** start of Records for this task **

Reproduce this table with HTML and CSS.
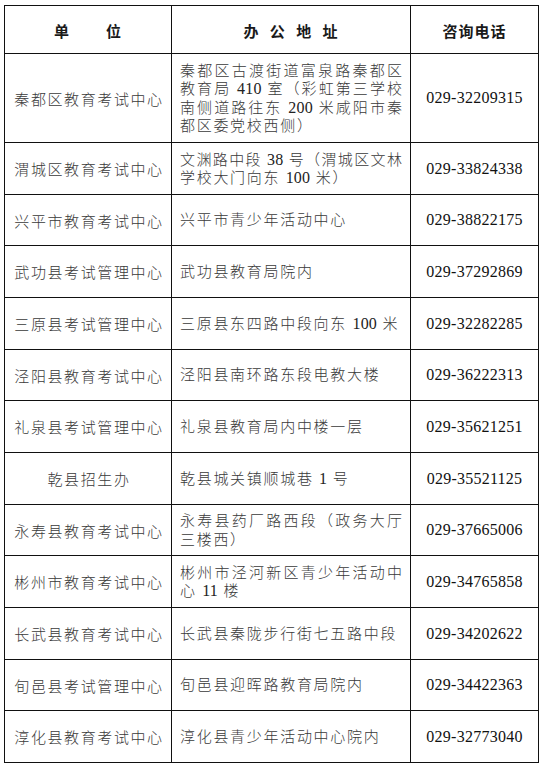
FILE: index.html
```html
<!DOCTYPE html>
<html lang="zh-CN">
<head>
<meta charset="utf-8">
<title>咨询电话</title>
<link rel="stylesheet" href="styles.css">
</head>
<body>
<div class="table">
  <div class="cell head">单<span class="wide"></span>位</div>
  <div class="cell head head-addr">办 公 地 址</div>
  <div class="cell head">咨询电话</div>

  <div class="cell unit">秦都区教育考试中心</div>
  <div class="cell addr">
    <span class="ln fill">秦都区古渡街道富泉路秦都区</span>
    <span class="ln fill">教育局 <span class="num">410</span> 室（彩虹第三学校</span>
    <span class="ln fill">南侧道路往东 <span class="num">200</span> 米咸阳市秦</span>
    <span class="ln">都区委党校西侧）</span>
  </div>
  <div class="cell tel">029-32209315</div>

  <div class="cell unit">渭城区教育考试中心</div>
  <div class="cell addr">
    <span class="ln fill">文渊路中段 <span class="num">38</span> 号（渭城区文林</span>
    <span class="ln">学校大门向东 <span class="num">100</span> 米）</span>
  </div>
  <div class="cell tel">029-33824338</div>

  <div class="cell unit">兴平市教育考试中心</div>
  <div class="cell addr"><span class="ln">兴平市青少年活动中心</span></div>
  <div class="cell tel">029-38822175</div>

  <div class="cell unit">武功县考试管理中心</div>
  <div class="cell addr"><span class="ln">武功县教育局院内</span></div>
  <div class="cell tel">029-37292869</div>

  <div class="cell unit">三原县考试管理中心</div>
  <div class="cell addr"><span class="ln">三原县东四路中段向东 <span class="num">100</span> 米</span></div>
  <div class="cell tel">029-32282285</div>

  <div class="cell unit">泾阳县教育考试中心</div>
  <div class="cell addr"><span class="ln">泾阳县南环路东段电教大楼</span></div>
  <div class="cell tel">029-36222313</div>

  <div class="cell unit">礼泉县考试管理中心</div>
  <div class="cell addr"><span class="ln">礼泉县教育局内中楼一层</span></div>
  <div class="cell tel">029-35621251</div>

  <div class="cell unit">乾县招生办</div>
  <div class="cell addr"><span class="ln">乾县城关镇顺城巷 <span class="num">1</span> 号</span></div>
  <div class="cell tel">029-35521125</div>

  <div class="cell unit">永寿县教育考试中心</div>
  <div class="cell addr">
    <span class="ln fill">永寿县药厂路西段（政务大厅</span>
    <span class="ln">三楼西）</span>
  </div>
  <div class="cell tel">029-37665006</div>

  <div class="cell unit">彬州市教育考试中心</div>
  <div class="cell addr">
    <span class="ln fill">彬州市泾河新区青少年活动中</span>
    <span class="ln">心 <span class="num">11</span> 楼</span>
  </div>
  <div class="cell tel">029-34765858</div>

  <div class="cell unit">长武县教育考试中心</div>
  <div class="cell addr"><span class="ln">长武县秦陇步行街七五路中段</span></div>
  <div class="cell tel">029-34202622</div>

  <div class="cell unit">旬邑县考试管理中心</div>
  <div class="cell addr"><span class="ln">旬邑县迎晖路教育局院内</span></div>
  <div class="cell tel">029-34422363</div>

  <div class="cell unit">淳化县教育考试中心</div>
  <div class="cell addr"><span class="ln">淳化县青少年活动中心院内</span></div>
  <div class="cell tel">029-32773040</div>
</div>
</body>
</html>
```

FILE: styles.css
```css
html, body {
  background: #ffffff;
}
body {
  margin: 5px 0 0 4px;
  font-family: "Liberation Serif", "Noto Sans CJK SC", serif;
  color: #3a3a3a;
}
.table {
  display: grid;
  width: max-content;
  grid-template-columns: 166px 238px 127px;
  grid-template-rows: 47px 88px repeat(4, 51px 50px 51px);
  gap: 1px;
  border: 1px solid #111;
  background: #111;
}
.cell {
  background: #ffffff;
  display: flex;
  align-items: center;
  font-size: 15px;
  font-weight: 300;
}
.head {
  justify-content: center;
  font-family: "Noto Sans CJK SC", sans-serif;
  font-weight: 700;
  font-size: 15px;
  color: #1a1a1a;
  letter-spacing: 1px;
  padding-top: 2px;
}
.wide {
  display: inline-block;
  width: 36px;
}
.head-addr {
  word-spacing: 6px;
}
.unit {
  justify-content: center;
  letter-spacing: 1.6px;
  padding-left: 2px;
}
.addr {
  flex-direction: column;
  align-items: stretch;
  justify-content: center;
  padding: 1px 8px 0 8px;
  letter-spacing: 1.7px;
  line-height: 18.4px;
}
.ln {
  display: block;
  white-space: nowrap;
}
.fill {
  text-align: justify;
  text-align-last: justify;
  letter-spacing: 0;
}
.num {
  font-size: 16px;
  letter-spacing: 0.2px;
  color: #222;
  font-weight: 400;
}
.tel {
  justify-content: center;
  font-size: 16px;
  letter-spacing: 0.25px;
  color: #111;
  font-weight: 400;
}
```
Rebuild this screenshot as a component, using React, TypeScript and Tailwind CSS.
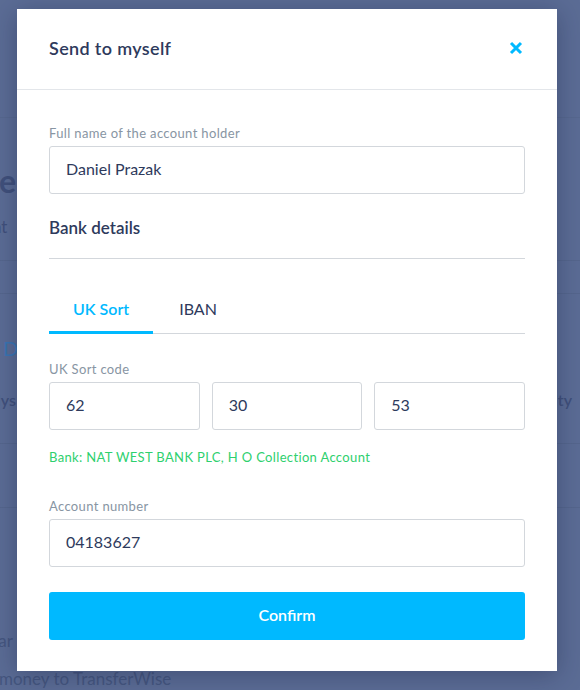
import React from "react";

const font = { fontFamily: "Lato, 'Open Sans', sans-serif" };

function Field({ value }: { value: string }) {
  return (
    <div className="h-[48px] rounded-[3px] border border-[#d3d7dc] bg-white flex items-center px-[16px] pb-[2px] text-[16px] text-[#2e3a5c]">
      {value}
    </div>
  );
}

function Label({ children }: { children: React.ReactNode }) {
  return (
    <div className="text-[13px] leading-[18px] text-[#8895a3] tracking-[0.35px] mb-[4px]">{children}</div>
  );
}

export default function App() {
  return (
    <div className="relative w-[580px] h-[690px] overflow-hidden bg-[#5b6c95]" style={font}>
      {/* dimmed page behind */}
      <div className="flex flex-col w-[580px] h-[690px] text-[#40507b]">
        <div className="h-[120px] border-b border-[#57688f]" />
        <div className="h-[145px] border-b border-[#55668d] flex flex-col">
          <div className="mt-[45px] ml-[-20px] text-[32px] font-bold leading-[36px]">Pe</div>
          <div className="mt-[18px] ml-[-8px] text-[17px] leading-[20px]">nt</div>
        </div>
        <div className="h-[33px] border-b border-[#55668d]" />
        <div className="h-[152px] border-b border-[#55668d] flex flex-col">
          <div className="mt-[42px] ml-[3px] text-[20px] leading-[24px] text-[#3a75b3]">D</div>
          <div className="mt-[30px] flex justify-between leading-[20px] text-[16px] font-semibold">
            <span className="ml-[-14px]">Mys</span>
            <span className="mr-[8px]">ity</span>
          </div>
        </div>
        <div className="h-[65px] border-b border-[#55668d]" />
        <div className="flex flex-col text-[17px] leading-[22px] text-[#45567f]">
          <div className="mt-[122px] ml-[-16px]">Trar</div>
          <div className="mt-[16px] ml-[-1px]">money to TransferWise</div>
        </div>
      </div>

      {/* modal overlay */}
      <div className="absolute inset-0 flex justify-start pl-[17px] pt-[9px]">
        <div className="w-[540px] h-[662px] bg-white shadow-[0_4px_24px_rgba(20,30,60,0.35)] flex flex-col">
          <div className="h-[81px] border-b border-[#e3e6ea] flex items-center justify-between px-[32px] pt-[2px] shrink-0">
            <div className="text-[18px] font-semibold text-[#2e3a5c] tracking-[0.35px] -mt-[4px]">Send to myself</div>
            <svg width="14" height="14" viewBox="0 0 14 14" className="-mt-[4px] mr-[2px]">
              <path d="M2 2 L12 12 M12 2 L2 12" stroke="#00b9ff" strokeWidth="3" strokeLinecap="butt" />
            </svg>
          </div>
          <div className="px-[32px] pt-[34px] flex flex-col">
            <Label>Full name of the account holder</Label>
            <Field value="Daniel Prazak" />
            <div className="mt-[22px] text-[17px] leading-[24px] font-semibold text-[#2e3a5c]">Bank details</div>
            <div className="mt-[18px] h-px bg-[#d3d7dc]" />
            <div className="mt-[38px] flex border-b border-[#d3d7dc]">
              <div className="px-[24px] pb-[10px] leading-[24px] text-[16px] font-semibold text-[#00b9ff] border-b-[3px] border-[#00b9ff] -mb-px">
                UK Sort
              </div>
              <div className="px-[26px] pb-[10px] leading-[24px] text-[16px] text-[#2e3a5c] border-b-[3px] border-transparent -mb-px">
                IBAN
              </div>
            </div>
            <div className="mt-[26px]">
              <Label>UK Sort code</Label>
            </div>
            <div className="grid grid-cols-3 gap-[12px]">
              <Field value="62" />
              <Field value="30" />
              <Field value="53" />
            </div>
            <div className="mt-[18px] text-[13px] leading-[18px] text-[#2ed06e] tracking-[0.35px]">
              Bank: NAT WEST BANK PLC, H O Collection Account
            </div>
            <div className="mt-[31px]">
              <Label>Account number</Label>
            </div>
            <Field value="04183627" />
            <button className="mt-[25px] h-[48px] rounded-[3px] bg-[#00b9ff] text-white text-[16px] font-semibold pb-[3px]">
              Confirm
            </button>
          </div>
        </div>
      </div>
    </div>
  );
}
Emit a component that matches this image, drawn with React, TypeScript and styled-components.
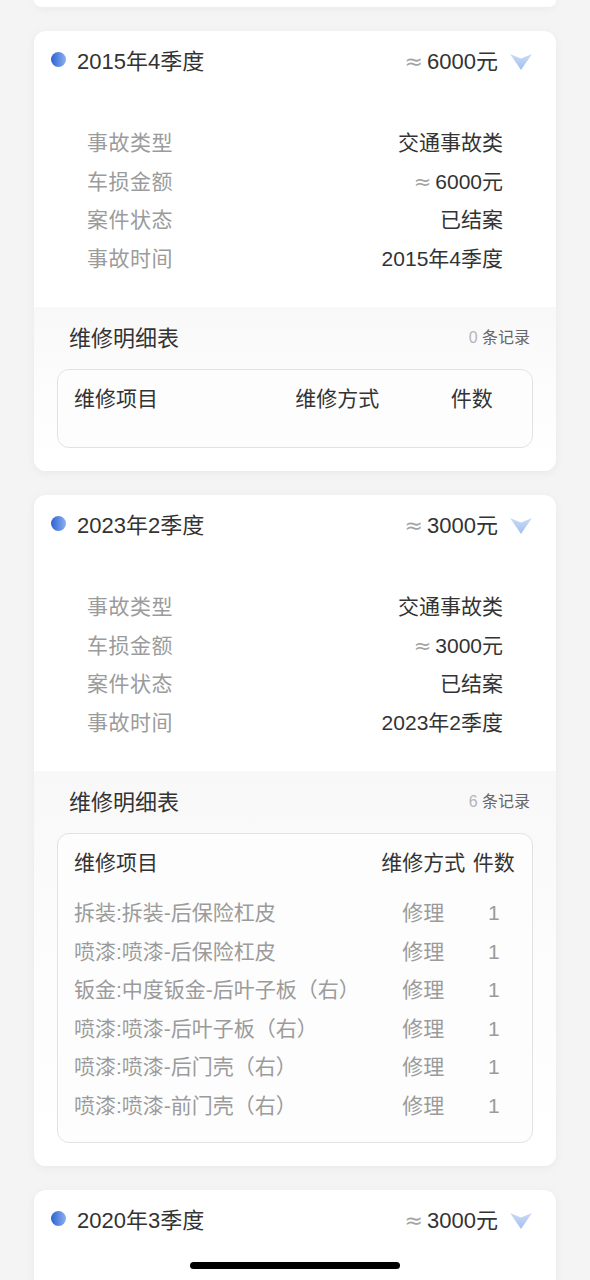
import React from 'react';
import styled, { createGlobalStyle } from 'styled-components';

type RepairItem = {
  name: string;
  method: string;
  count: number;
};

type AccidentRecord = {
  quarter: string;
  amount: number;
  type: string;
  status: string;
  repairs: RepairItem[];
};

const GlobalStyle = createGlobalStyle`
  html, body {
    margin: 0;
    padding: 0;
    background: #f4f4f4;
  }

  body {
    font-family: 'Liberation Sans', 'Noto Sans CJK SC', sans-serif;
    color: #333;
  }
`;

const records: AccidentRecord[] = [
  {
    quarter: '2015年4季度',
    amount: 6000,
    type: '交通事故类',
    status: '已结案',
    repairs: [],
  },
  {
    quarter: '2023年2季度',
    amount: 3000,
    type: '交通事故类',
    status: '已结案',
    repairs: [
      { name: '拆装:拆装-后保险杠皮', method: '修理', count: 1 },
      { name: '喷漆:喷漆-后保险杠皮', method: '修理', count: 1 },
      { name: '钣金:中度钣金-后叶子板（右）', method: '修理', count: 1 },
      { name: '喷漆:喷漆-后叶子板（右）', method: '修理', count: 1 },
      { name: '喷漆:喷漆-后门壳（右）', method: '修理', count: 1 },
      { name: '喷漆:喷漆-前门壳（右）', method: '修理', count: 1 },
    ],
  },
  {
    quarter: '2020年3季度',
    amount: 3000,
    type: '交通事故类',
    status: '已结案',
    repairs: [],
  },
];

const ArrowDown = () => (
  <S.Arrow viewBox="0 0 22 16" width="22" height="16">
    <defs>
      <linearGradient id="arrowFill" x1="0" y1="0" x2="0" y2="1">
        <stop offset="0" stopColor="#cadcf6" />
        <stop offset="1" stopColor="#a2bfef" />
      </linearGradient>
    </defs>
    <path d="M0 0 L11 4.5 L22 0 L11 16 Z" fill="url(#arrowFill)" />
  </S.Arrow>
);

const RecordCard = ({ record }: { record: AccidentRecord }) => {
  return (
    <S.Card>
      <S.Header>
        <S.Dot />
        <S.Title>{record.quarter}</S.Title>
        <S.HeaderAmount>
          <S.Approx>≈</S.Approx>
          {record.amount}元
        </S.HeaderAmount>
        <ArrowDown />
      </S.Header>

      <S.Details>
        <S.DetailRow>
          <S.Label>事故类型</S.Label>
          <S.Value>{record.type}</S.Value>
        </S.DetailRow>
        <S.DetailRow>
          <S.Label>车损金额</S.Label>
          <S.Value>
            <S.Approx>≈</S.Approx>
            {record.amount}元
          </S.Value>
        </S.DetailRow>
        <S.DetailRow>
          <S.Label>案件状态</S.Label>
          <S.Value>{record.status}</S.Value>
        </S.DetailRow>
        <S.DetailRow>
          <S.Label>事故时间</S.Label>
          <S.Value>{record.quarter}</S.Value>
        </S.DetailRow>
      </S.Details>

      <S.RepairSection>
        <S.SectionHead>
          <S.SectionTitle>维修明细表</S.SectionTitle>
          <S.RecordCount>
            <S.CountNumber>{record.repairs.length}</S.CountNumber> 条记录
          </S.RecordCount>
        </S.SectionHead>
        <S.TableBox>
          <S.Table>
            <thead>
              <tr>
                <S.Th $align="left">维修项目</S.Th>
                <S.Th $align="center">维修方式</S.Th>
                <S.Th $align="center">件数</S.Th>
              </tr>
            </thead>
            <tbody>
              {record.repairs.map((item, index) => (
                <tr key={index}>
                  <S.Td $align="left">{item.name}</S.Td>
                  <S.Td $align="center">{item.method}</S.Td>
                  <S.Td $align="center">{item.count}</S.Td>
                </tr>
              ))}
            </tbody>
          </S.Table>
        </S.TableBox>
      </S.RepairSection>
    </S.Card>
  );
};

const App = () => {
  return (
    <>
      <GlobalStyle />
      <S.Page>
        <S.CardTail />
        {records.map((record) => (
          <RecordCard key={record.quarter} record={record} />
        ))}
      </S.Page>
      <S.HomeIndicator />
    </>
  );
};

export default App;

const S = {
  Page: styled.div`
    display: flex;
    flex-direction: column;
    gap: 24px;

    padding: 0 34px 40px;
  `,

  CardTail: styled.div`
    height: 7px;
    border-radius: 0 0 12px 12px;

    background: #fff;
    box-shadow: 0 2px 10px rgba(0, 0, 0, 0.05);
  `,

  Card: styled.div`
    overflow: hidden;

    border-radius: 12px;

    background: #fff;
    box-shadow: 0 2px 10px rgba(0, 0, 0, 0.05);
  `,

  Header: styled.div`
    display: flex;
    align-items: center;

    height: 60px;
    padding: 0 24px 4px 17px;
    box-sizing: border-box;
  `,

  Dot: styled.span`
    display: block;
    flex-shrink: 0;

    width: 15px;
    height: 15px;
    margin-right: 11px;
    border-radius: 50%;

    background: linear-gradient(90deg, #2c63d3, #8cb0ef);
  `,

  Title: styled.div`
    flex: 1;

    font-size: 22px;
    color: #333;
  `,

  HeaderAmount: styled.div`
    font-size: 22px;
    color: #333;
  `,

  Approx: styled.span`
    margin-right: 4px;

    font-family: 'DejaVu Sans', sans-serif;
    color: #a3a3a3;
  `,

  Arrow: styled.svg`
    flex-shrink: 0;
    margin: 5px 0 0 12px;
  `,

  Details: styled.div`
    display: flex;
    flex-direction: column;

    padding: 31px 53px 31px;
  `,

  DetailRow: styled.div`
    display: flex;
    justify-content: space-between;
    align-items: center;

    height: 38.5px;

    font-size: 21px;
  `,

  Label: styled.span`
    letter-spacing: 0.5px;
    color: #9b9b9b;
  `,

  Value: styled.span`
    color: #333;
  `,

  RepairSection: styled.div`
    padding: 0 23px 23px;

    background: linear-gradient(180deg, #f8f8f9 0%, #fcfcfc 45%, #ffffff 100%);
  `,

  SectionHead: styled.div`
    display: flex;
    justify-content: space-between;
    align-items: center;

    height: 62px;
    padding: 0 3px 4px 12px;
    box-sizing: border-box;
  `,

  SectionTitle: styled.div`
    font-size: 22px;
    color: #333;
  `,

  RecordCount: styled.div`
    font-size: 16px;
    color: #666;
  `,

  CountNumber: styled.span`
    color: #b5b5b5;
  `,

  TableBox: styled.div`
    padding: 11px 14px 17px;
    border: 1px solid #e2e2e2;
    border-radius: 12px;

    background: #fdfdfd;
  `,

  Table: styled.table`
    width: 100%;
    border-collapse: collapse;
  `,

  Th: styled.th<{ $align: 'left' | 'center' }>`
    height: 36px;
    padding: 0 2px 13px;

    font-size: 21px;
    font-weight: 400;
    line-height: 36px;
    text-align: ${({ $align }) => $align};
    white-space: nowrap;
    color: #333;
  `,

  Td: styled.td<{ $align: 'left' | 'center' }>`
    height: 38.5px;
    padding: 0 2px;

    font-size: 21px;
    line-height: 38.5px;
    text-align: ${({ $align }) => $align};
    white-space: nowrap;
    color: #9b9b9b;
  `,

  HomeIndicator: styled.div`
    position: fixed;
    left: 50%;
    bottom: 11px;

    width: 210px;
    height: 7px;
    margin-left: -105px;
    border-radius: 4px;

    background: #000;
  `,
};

** end of Records for this task **

### Short task
Find the word "React" in the entries above and gather every line that holds it.

### Output of the exercise
Rebuild this screenshot as a component, using React, TypeScript and Tailwind CSS.
import React from "react";
function Label({ children }: { children: React.ReactNode }) {
Emit a component that matches this image, drawn with React, TypeScript and styled-components.
import React from 'react';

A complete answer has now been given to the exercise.